*JOB*. The answer is one number: how many lines hold the string "this".

*PROVIDED ENTRIES*.
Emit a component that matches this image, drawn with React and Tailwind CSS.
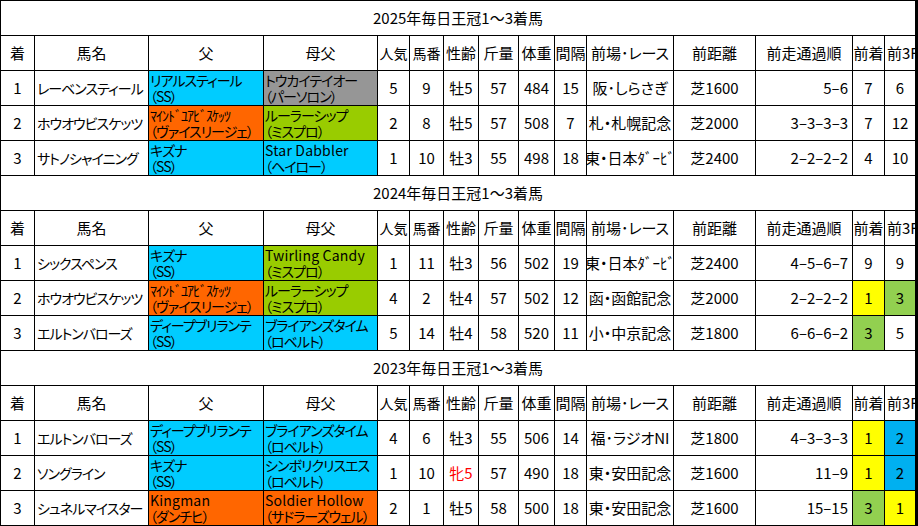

...

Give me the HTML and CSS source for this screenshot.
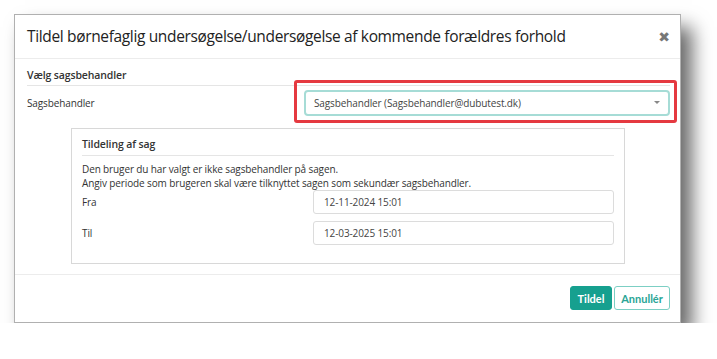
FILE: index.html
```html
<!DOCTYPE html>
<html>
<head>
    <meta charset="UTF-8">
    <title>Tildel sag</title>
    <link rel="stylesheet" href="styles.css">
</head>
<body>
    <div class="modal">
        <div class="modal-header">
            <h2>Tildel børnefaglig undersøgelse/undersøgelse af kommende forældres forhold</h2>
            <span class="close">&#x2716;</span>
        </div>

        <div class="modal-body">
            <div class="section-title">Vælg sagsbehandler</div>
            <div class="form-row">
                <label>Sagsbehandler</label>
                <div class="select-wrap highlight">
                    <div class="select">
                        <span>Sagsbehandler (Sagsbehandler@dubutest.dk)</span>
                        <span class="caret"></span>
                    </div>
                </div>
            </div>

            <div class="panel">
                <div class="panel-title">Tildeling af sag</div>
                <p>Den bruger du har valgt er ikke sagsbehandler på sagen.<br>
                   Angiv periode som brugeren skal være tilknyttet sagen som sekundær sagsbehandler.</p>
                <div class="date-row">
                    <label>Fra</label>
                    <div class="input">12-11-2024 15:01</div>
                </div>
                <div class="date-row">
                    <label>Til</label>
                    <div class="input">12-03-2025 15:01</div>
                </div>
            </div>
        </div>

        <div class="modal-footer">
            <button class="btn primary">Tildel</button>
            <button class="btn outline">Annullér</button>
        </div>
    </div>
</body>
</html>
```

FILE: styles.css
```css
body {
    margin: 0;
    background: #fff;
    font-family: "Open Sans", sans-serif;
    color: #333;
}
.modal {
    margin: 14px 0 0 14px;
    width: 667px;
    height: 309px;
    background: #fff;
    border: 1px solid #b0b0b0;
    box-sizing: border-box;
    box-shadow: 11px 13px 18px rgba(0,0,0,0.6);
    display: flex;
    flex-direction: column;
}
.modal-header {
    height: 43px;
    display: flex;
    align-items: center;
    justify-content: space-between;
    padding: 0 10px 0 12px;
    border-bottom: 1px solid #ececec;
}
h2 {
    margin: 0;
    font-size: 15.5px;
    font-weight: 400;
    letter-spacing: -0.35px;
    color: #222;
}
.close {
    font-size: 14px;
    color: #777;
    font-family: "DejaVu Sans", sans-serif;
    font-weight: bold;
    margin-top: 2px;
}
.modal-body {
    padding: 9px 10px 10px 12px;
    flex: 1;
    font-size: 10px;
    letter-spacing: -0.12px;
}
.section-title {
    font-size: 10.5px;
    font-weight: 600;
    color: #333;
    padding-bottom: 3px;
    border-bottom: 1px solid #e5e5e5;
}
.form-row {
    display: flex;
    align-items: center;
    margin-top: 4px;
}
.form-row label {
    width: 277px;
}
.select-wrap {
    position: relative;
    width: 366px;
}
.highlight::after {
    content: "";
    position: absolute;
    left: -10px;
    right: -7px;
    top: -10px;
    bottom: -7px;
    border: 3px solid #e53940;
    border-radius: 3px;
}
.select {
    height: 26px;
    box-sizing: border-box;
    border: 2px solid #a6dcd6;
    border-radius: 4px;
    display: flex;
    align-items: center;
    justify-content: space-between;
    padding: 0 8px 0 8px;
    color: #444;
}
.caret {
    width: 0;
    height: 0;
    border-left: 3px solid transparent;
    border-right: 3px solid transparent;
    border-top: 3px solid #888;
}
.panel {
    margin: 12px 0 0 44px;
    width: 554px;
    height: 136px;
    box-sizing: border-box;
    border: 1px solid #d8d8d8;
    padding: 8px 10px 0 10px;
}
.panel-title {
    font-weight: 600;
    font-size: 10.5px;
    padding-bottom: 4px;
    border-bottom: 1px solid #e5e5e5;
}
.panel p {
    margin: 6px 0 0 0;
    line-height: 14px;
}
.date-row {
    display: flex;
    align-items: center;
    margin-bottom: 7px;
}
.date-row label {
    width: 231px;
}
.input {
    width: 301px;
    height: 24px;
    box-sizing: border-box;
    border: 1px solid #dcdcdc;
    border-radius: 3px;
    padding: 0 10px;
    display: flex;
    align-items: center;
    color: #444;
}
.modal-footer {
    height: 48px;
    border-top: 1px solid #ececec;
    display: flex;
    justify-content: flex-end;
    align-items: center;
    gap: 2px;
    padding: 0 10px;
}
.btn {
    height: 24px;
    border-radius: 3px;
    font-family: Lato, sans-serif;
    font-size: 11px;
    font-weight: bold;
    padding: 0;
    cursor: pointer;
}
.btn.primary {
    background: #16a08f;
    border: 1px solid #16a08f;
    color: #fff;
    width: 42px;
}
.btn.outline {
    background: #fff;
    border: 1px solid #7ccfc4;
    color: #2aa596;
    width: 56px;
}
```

*EXPECTED ANSWER*. 2